December 07, 2007

Most Catholics know this as the feast day that marks the fact that Jesus was born of a Virgin, without an earthly father. If you asked them why we had a separate feast for the Annunciation, they’d probably shrug and say, “I don’t know. Why does the Church do a lot of things? Why is bingo always on Wednesdays?”

  

And they have a point. The Catholic faith is built on profound mysteries, salted throughout with little paradoxes and puzzles that keep the whole thing interesting.

  

But this feast isn’t one of those puzzles. It has nothing to do with the birth of Jesus—commemorating instead an event that happened some 15 years before: the Virgin Mary’s conception in the womb of St. Anne. The fact that Mary, alone of all human beings except her son, was born without Original Sin, was infallibly declared a dogma of the faith by Pius IX in 1854. By virtue of Jesus’s redemption, which applied to her retroactively (okay, so there is a puzzle here—but if you think God is bound by time you’ve got bigger intellectual fish to fry than this), Mary was granted the same innocence with which Adam and Eve were created.

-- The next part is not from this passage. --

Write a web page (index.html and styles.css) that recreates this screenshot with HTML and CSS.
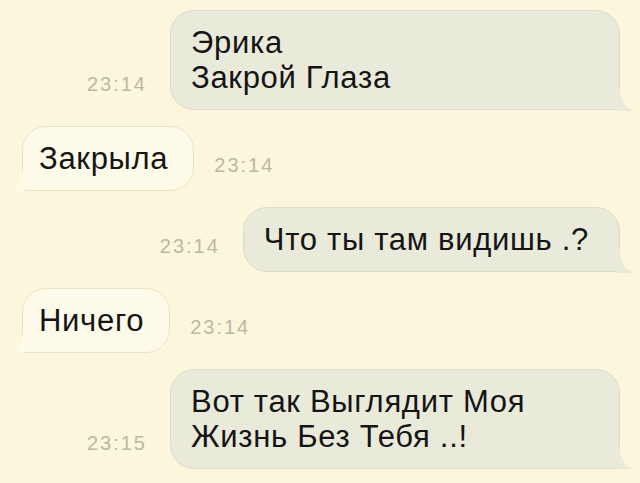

Theologians speculate that her freedom from original and personal sin meant she was spared the corruption of the grave—being instead assumed into heaven at her death (see The Vatican Space Program, Aug. 15). Her free decision to bear a suffering Savior, which theologians call her “fiat,” is the cosmic reply to Satan’s rebellion (non serviam) and Adam and Eve’s desire to be “as gods.”

  

So this feast marks more than a long-ago event in a first-century Jewish mother’s uterus; it holds the key to mortality and immortality alike. THAT’S why you have to go to Mass today (Dec. 8), okay?

  

If the Immaculate Conception is all about the liberation from death and decay, no one told that to the Capuchin friars of the parish in Rome named for this feast, Santa Maria della Concezione. This chapel attracts only discerning visitors because—hold onto your lunch—it is furnished entirely with human skeletons and skulls. That’s right, the friars who man this parish are disassembled when they die to be made into furniture. Tibia and fibia form the chandeliers, vertebrae line the ceilings, fleshless fingers poke from the walls, skulls are lined up like decorative tiles along the sides—and a complete human skeleton stands on the ceiling, waving a scythe made up of still more bones. As you walk through the crypt that holds the bones of 4,000 friars, you pass a few skeletal Capuchins still wearing their robes—one bearing the message: “What you are now, I once was; what I am now, you will be.”

  

This church isn’t gothic—it’s Goth! I give it two thumbs up. Rated R.